* SHORT EXERCISE: Leave the pictures out and quote every line from the start of the listing to the line with "type Cell = Seg[];", inclusive.

* SUPPLIED INFORMATION:
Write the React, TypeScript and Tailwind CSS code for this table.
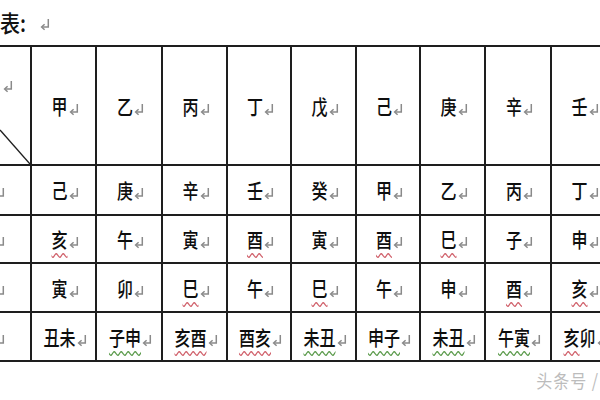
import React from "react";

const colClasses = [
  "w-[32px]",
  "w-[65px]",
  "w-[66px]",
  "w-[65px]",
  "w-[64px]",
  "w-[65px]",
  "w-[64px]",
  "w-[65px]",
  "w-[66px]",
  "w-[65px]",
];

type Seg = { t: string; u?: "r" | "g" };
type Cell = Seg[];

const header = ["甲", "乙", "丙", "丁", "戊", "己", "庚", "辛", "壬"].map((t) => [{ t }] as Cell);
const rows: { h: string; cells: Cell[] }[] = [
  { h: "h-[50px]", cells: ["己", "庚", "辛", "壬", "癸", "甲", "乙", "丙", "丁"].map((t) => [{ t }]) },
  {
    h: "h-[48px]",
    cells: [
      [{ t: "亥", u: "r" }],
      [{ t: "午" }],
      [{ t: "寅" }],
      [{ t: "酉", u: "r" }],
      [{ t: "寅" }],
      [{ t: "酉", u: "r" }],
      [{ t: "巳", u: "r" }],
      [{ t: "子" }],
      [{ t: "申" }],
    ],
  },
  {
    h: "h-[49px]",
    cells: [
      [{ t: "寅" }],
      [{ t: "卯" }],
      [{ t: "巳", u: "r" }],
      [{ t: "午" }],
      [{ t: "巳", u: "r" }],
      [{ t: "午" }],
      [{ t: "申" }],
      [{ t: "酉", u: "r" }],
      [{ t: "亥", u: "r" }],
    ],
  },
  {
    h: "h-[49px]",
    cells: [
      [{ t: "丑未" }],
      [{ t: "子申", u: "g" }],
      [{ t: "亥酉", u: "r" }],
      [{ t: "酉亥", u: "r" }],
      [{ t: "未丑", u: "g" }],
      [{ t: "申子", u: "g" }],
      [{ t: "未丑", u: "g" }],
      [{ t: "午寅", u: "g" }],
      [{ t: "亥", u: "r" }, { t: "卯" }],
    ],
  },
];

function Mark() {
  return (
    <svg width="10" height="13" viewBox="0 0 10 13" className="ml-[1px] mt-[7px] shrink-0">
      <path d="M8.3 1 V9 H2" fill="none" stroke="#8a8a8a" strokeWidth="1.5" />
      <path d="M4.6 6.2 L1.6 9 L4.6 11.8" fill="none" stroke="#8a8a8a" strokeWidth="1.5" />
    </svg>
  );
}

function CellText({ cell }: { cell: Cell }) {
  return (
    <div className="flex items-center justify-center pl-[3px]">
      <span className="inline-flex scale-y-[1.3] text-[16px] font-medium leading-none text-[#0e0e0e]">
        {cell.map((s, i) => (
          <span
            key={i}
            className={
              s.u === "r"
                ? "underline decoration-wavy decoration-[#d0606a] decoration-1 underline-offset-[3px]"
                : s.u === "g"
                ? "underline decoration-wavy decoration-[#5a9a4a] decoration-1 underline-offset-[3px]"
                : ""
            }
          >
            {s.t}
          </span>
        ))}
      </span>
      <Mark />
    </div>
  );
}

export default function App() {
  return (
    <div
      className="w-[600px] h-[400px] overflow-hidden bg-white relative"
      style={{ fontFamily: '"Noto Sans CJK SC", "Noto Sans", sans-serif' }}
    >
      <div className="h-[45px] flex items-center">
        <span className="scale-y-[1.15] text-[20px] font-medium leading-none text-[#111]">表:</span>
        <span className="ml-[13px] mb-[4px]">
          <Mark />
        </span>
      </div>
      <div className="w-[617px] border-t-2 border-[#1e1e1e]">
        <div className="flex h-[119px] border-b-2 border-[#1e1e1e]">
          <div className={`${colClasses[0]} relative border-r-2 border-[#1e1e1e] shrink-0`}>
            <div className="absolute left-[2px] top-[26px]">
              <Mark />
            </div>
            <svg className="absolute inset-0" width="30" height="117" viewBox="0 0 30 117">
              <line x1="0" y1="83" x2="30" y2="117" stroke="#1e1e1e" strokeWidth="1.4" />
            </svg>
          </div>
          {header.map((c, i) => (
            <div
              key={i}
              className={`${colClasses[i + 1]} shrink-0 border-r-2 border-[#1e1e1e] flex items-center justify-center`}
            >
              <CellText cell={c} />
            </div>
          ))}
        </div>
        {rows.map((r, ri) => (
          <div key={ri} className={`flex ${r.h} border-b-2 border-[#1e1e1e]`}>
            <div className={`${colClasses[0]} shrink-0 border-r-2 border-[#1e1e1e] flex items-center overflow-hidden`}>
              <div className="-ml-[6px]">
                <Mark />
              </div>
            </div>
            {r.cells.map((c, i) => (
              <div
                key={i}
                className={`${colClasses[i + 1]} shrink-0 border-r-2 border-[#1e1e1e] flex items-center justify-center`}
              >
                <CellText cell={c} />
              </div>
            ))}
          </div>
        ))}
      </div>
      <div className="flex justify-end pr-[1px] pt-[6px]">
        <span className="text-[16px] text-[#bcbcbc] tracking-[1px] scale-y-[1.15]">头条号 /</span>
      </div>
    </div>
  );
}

* SOLVED EXERCISE:
Write the React, TypeScript and Tailwind CSS code for this table.
import React from "react";

const colClasses = [
  "w-[32px]",
  "w-[65px]",
  "w-[66px]",
  "w-[65px]",
  "w-[64px]",
  "w-[65px]",
  "w-[64px]",
  "w-[65px]",
  "w-[66px]",
  "w-[65px]",
];

type Seg = { t: string; u?: "r" | "g" };
type Cell = Seg[];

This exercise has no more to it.